If you want reading macros, for example, you make your own Read. Better Read could even be in standard package "Additional-macros-for-common-lisp".
> If you want reading macros, for example, you make your own Read. Better Read could even be in standard package "Additional-macros-for-common-lisp".
It makes little sense to reimplement (and maintain over time) the whole Read if you only care about changing some small aspect of it. Instead, you can consider standard Read mechanism from CL to be extensible - reader macros are plugins/hooks/customization points/whatever you want to call it. You can maintain 1:1 Read/Print compatibility easily by defining/overriding a matching printer method, which is the Print side plugin/hook/customization point/whatever.
The only thing that could be simpler than this would be some magic that lets you automatically derive a read macro and a printing method from a simple declaration, but for that you'd have to sacrifice Turing completeness.
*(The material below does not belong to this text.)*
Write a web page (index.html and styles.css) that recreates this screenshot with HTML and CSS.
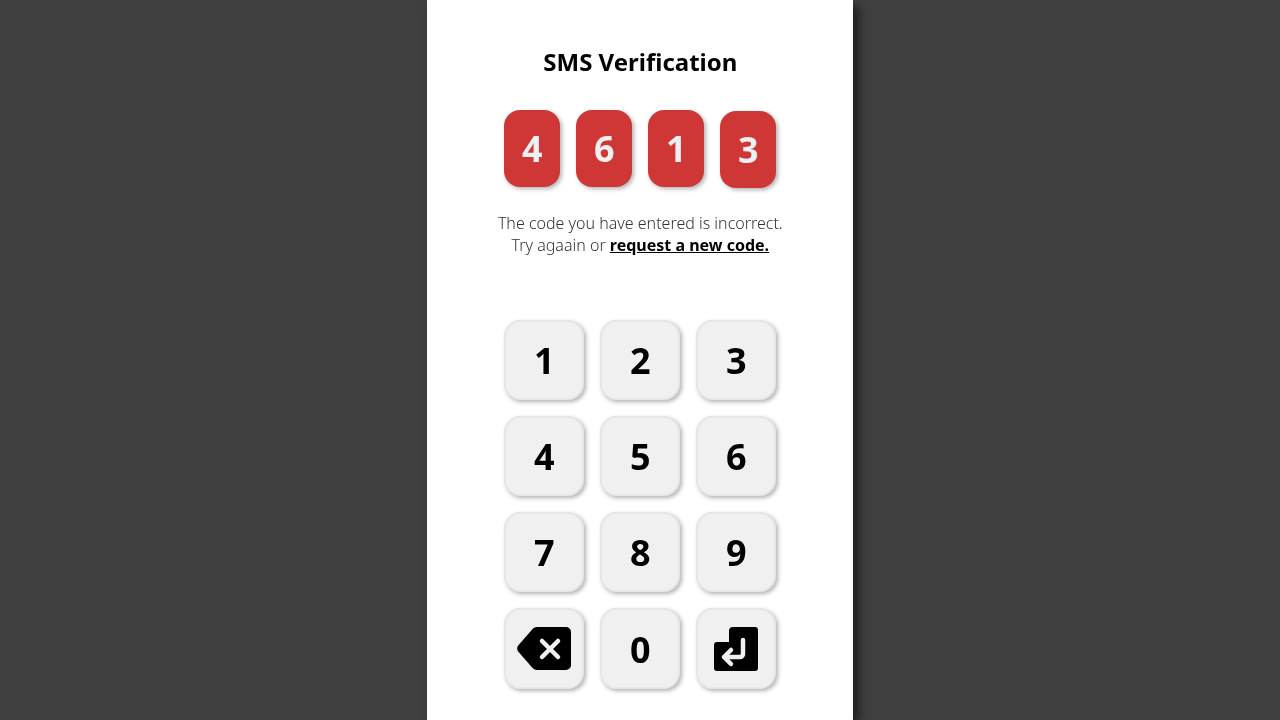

In my experience, reader macros are just freaking people out for unconscious and irrational reasons. I can tell because they still freak me out a little, even though I'm conceptually fine with them.
> A macro character is either terminating or non-terminating. The difference between terminating and non-terminating macro characters lies in what happens when such characters occur in the middle of a token. If a non-terminating macro character occurs in the middle of a token, the function associated with the non-terminating macro character is not called, and the non-terminating macro character does not terminate the token's name; it becomes part of the name as if the macro character were really a constituent character. A terminating macro character terminates any token, and its associated reader macro function is called no matter where the character appears. The only non-terminating macro character in standard syntax is sharpsign.
My goal is to create the barest-metal Lisp OS (basically Lisp REPL with full ring-0 access, the OS) with an asm reader macro to write low level assembly opcodes you can jmp into.
(Just thought of this syntax on the spot, I'm a few dozen hours away from that still.)